Does Closing Kill Sales?

Jill Konrath has a great little podcast titled Closing Can Kill Sales, at salesopedia.com.  

Right there, you may be tempted to say, ‘oh come on, that’s old hat.  Nobody does that anymore; it’s totally schlocky and manipulative and in (B2B, consulting, telecom—pick your choice) no one does that anymore.’

Well, just last week I came across a sophisticated B2B software/communications company, and guess what they wanted to know: how to close more sales.

They may not be thinking old-school “assumptive closes, constant closing,” or “you want more fries with that?”  But they are still focused, as a critical operational goal, on how to “close more sales.”  Plus ça change…
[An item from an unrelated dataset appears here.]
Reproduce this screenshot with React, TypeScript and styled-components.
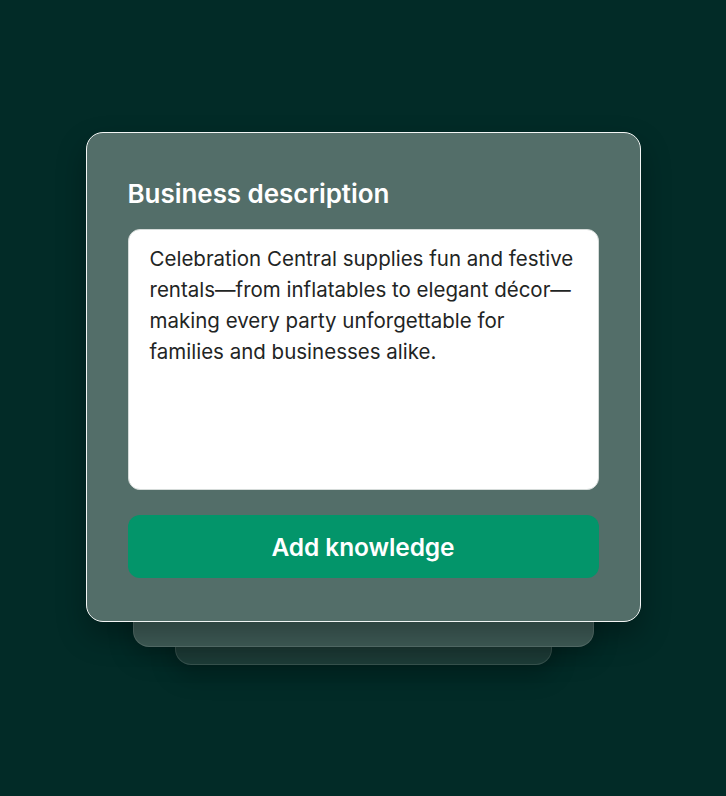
import React from "react";
import styled, { createGlobalStyle } from "styled-components";

const Global = createGlobalStyle`
  html, body { margin: 0; padding: 0; background: #022b27; }
  body { font-family: Inter, "Noto Sans", sans-serif; -webkit-font-smoothing: antialiased; }
`;

const Page = styled.div`
  width: 726px;
  height: 796px;
  display: flex;
  justify-content: center;
  padding-top: 132px;
  box-sizing: border-box;
  background: #022b27;
`;

const Stack = styled.div`
  position: relative;
  width: 555px;
  height: 490px;
`;

const Layer = styled.div<{ $inset: number; $drop: number; $bg: string }>`
  position: absolute;
  left: ${(p) => p.$inset}px;
  right: ${(p) => p.$inset}px;
  bottom: ${(p) => -p.$drop}px;
  height: 80px;
  border-radius: 16px;
  background: ${(p) => p.$bg};
  border: 1px solid rgba(255, 255, 255, 0.12);
  box-shadow: 0 10px 24px rgba(0, 0, 0, 0.25);
`;

const Card = styled.div`
  position: relative;
  box-sizing: border-box;
  height: 100%;
  border-radius: 17px;
  border: 1.5px solid #f2f5f4;
  background: #536e69;
  padding: 45px 41px 41px 41px;
  display: flex;
  flex-direction: column;
  box-shadow: 0 14px 30px rgba(0, 0, 0, 0.3);
`;

const Title = styled.h2`
  margin: 0 0 19px 0;
  font-size: 26px;
  line-height: 32px;
  font-weight: 600;
  color: #ffffff;
  letter-spacing: -0.05px;
`;

const TextBox = styled.div`
  box-sizing: border-box;
  height: 261px;
  background: #ffffff;
  border: 1.5px solid #d5dbd9;
  border-radius: 12px;
  padding: 13px 18px 10px 21px;
  font-size: 20.5px;
  line-height: 31px;
  color: #1f2524;
`;

const Button = styled.button`
  margin-top: 25px;
  height: 63px;
  border: none;
  border-radius: 12px;
  background: #03956a;
  color: #ffffff;
  font-family: Inter, "Noto Sans", sans-serif;
  font-size: 24.5px;
  font-weight: 600;
  letter-spacing: -0.1px;
  cursor: pointer;
`;

export default function App() {
  return (
    <>
      <Global />
      <Page>
        <Stack>
          <Layer $inset={89} $drop={43} $bg="#1f403b" />
          <Layer $inset={47} $drop={25} $bg="#3f5c57" />
          <Card>
            <Title>Business description</Title>
            <TextBox>
              Celebration Central supplies fun and festive rentals—from inflatables to elegant décor—making every party unforgettable for families and businesses alike.
            </TextBox>
            <Button>Add knowledge</Button>
          </Card>
        </Stack>
      </Page>
    </>
  );
}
Jill is refreshingly direct.  Pure Midwest, corn-fed charm, you betcha; and she’s the real deal in person.  She came up the classic way, selling Xerox copiers.  She cut her teeth on the “ABC” rule—Always Be Closing.  But, like Huck Finn, she always felt badly about not being able to do it.

About closing, she is direct: “I hate it.  It always felt like a violation of the way people normally behave.  It’s about manipulative strategies to get people to say yes, and I just hated it.”

She sold a lot of copiers, though.  “One thing Xerox did teach us was to ask a lot of questions, and I was good at that.  I was really trying to find out the business case, and I didn’t know if it was there or not.  So I kept asking so I could find out, for myself.”

What does Jill say to people about closing?  “I say to them, never close; never be closing.  But always advance the sales process.  They need to know the next step, whatever it is, that’s true.  And eventually, you’ll hear a magic word—they start to say ‘we.’ Then, after a while, it’s ‘how do we buy this?”

There are others—Phil McGee is one, I hope we hear from him—who I think might say that’s exactly what ‘closing’ is supposed to mean—not manipulation, just relentlessly exploring questions. 

But Jill is no dummy either, and she’s quite insistent about ‘never close.’  Why the passion?

I think it’s because the word ‘closing’ is encrusted with nearly a century of subtext of control and manipulation.  It is too baked in for the niceties of alternate definitions to have an effect.

Take my B2B software example.  They don’t want old-school scripted trick lines; they think they’re too sophisticated for that.  But they’re kidding themselves.  Just as much as an old door-to-door vacuum cleaner salesman, they’re looking for a way to get a customer to do what they want them to do—namely buy their product.  They just want it done in a hip, 2009, Sales 2.0, CRM, modern kind of way.

Control and manipulation by any other name is still the same.

The real meaning of Jill’s dictum is deeper, I think.  It means, stop, stop stop trying to force your will on others.  Allow yourself to believe that if you really treat customers well and help them to make the best decision, you’ll get your fair share of that opportunity—and way, way more than that in the opportunities that follow.

For most of us, closing does kill sales.  Paradoxically the best way to sell is to Stop Trying to Sell, and Stop Trying to Close.  Just help your customer.     

4 replies
  1. Michael Benidt
    Michael Benidt says:

    All of the rules of selling are being transformed by the explosion of information now available on the web – and the explosion of opinion now available in social networking. Almost no one gets this transformation of everything from the cold call, to the relationship, to pain selling – and yes, even the close. It’s especially true of those folks who "teach" selling. It’s good to see that Jill and Charles are a couple of the few exceptions out there.

    Reply
  2. Philip J. McGee
    Philip J. McGee says:

    As a well trained former Xeroxer I completely agree with Jill although I don’t kid myself that while making a presentation I’m not looking to close a sale.  Why else would I be there?  I also know that the person I’m speaking with is aware of that as well.  Like Jill I know that some of my closes are for information which will eventually lead to a better relkationship.

    Reply
  3. Eddie
    Eddie says:

    I believe I’ve always tried to think in terms of how best I can solve the clients problem, rather than "make a sale". I too am uncomfortable about the manipulation techniques of many sales methods, and I think clients are as well and also see straight through them. In a commodity market where price is the key determinant then closing probably has its place and is part of the sales "dance", but for complex sales one needs to be a lot smarter and treat the client with the respect they deserve.
    The only exposure to a "respectful" sales method I’ve had is from Jeff Thull, which I found very helpful in clarifying what I’d felt about the process and giving me more confidence in working with potential clients. I recommend his book (Mastering the Complex Sale) and strongly suggest going on one of his training courses. I think there are others who teach in the same vein but don’t have any direct experience of them.
     

    Reply
  4. Charlie (Green)
    Charlie (Green) says:

    Eddie, I am a Jeff Thull fan too.  He and I have been to each others’ classes, and we are both of the view that a true collaboration in a long-term perspective is the right way to think of "selling."  I endorse your endorsement of him.